[REQUIRED TASK]: Quote the data exactly, first line to the line containing "import React from 'react';", with no pictures.

[SUPPLIED INFORMATION]:
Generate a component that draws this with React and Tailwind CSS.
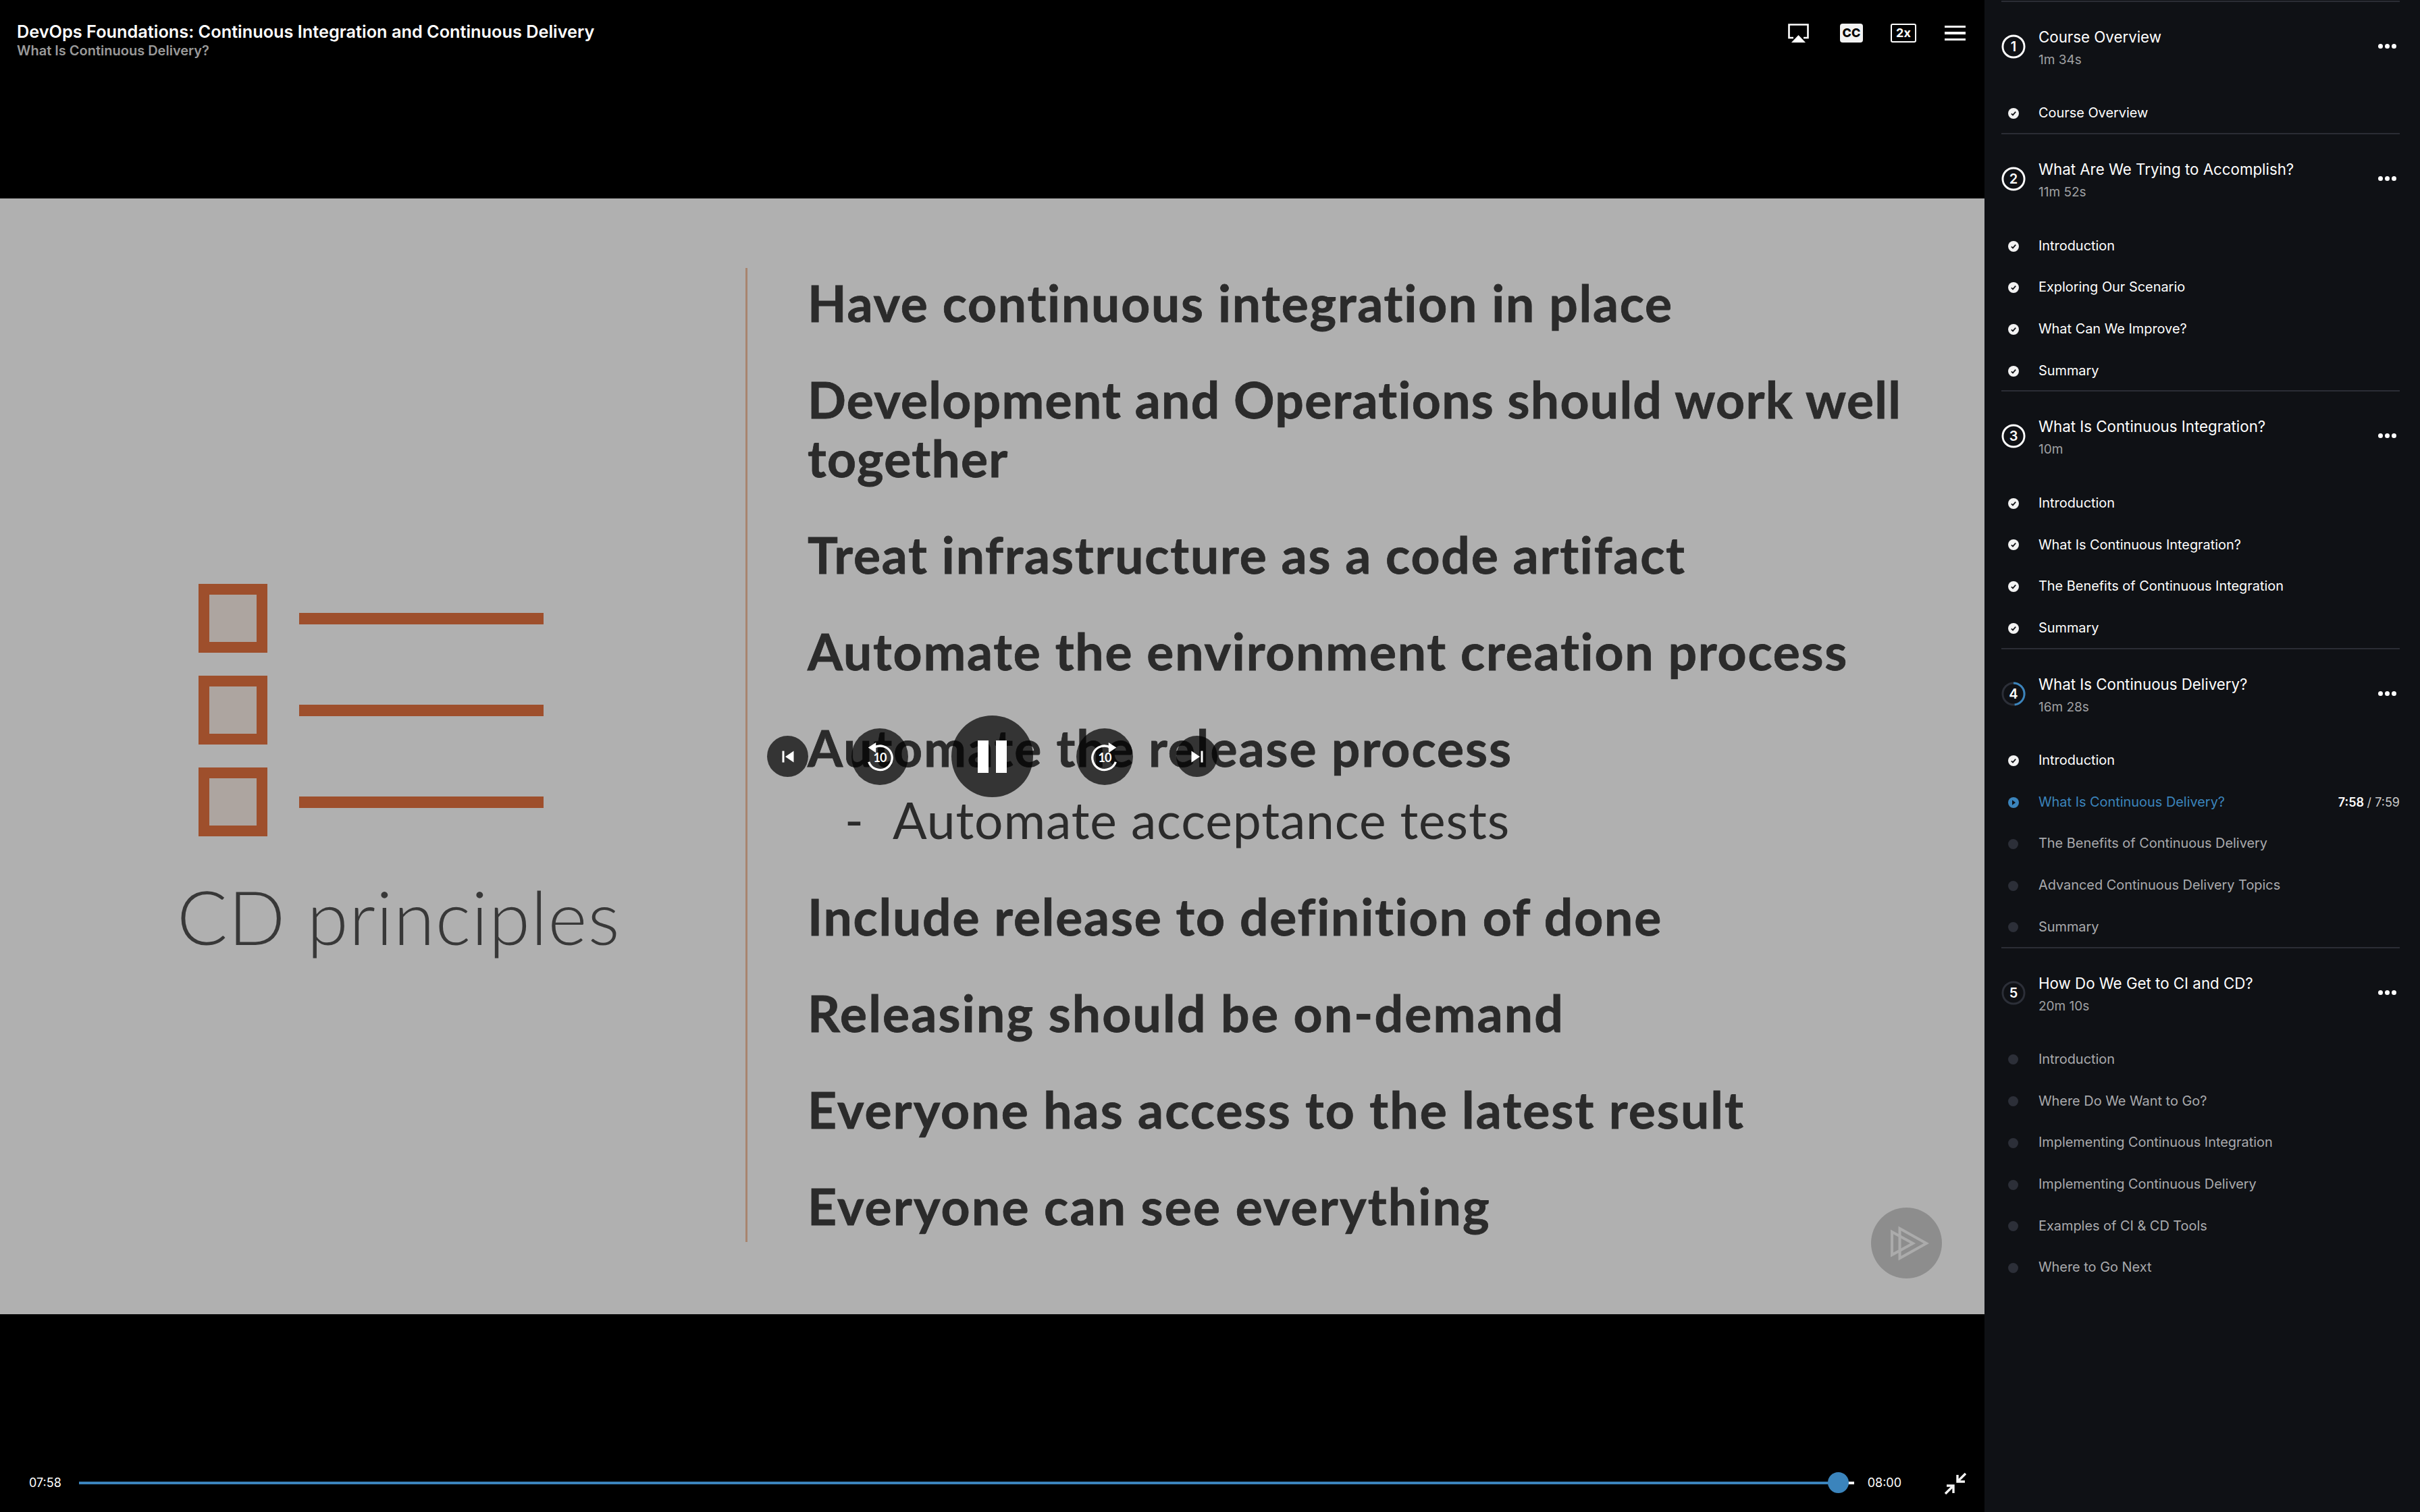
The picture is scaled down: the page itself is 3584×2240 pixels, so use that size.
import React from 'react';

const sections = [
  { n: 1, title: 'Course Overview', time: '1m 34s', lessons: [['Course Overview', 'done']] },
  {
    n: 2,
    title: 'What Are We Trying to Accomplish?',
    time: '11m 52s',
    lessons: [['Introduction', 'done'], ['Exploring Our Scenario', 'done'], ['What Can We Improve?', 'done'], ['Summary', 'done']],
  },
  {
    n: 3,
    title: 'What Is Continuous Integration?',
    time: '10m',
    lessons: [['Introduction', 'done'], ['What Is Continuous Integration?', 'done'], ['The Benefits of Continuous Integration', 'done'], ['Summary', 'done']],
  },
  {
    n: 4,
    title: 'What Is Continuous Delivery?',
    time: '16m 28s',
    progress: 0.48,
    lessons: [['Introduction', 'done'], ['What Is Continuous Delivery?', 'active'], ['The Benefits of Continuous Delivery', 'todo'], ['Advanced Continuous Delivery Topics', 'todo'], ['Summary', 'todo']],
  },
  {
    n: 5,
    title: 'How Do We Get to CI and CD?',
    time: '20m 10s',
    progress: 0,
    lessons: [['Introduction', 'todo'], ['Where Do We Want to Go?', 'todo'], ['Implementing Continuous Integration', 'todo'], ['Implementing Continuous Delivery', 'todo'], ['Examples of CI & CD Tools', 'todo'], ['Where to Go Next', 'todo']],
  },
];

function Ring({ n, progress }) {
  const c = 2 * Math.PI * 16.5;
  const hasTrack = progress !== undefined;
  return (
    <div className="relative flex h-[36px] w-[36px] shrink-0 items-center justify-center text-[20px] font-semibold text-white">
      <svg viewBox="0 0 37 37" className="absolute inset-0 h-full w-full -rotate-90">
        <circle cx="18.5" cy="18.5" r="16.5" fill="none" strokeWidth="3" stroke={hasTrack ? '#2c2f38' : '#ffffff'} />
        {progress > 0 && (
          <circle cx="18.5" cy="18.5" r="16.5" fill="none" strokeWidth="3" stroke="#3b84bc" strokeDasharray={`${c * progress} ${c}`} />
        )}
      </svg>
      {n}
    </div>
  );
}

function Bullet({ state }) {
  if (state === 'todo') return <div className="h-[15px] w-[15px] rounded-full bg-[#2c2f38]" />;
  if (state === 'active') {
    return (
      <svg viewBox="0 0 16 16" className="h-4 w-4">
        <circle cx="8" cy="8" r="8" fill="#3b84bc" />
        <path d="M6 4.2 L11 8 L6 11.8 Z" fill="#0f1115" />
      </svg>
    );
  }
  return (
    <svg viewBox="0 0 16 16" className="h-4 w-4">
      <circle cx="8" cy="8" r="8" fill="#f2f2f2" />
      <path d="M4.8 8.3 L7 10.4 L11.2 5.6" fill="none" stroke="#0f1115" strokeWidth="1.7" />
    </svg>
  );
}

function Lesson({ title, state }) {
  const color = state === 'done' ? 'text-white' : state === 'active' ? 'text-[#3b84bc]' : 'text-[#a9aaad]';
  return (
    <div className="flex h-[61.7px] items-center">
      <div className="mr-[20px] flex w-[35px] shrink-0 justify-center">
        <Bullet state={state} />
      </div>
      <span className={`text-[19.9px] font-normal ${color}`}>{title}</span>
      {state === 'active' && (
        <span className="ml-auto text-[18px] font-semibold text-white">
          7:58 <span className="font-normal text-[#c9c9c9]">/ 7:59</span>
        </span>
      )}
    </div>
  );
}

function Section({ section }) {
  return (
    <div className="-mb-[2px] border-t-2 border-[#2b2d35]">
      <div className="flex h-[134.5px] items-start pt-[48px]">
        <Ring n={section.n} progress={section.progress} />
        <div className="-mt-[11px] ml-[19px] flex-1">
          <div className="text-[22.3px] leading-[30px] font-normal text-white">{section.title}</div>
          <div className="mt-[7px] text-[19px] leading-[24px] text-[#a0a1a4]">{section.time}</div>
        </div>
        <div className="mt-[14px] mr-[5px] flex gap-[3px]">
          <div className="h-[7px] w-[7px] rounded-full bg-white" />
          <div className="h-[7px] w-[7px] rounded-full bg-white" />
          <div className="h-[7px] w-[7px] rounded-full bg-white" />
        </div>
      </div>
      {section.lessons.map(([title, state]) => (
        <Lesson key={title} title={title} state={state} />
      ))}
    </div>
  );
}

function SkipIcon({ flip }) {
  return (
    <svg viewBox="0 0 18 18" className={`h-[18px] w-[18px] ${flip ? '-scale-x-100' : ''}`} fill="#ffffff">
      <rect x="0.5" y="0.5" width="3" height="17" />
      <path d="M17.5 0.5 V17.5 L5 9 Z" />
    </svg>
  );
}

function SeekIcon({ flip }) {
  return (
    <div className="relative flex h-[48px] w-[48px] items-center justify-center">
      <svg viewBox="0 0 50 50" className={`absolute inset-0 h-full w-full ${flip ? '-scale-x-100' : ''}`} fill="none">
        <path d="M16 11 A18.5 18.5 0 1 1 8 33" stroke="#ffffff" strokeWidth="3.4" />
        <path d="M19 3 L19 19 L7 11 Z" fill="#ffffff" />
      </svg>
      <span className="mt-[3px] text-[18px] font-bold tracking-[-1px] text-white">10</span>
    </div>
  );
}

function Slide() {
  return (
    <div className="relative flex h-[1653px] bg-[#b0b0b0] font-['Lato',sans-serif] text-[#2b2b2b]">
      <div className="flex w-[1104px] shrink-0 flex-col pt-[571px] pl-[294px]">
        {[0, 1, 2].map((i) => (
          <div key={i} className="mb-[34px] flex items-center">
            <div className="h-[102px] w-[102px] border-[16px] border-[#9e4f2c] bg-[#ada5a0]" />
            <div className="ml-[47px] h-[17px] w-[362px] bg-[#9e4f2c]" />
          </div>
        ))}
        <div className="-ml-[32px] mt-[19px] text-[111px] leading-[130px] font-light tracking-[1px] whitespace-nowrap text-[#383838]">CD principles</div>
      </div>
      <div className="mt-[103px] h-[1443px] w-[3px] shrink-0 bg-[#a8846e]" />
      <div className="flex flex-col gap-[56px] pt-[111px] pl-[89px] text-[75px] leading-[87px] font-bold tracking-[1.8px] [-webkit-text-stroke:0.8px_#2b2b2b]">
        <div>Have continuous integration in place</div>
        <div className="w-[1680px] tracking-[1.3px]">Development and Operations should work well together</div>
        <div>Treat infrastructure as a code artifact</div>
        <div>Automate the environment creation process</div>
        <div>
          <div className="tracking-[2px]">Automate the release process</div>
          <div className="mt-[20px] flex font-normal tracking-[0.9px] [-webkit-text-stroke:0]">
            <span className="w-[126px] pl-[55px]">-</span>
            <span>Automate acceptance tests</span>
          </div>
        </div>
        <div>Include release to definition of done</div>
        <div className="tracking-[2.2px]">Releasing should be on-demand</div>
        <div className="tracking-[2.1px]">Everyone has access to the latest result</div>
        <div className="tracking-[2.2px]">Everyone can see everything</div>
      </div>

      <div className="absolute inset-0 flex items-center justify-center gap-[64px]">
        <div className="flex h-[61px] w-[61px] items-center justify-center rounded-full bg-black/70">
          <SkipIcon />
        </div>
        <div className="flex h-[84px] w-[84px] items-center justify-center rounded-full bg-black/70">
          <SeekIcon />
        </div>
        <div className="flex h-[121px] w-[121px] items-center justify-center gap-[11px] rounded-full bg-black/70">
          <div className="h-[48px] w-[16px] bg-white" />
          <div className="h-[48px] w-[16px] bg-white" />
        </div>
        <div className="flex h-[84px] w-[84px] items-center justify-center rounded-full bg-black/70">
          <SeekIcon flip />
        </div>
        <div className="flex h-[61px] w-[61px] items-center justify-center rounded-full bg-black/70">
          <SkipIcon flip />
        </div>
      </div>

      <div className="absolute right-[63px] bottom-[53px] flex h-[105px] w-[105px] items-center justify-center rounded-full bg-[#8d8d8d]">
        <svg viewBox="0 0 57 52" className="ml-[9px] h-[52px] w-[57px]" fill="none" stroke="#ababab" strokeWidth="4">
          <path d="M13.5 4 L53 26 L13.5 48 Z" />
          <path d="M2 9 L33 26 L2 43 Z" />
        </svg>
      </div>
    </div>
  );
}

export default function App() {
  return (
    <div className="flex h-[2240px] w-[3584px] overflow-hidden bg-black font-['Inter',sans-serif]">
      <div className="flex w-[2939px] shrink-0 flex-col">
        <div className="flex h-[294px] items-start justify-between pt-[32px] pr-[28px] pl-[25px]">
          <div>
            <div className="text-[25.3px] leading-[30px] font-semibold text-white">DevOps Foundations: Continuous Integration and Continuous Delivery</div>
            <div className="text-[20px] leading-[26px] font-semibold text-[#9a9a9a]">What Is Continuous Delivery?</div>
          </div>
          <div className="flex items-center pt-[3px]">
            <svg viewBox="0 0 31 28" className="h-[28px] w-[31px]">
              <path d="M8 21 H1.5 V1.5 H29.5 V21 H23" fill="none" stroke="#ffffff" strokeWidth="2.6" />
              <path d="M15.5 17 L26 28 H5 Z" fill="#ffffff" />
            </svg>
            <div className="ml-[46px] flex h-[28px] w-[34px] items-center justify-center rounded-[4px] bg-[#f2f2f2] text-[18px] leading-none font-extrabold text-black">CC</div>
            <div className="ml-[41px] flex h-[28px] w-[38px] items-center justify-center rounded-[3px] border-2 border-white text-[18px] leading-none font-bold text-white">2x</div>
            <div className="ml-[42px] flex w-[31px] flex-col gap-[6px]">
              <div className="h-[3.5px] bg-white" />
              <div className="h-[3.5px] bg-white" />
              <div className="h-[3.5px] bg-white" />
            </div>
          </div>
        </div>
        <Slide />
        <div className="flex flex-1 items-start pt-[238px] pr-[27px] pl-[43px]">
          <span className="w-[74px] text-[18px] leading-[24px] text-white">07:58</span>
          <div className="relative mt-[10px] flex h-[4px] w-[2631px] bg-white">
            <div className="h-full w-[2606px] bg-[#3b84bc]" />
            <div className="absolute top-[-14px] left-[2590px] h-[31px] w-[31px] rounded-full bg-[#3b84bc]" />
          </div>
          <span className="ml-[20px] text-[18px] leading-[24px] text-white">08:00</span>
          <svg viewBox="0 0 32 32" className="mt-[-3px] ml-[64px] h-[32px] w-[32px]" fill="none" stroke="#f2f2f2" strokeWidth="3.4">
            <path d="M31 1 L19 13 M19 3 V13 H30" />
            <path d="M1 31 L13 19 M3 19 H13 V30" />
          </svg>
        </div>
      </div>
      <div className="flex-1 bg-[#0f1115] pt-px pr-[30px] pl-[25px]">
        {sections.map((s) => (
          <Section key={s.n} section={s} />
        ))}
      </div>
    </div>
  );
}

[RESULT OF THIS EXERCISE]:
Generate a component that draws this with React and Tailwind CSS.
The picture is scaled down: the page itself is 3584×2240 pixels, so use that size.
import React from 'react';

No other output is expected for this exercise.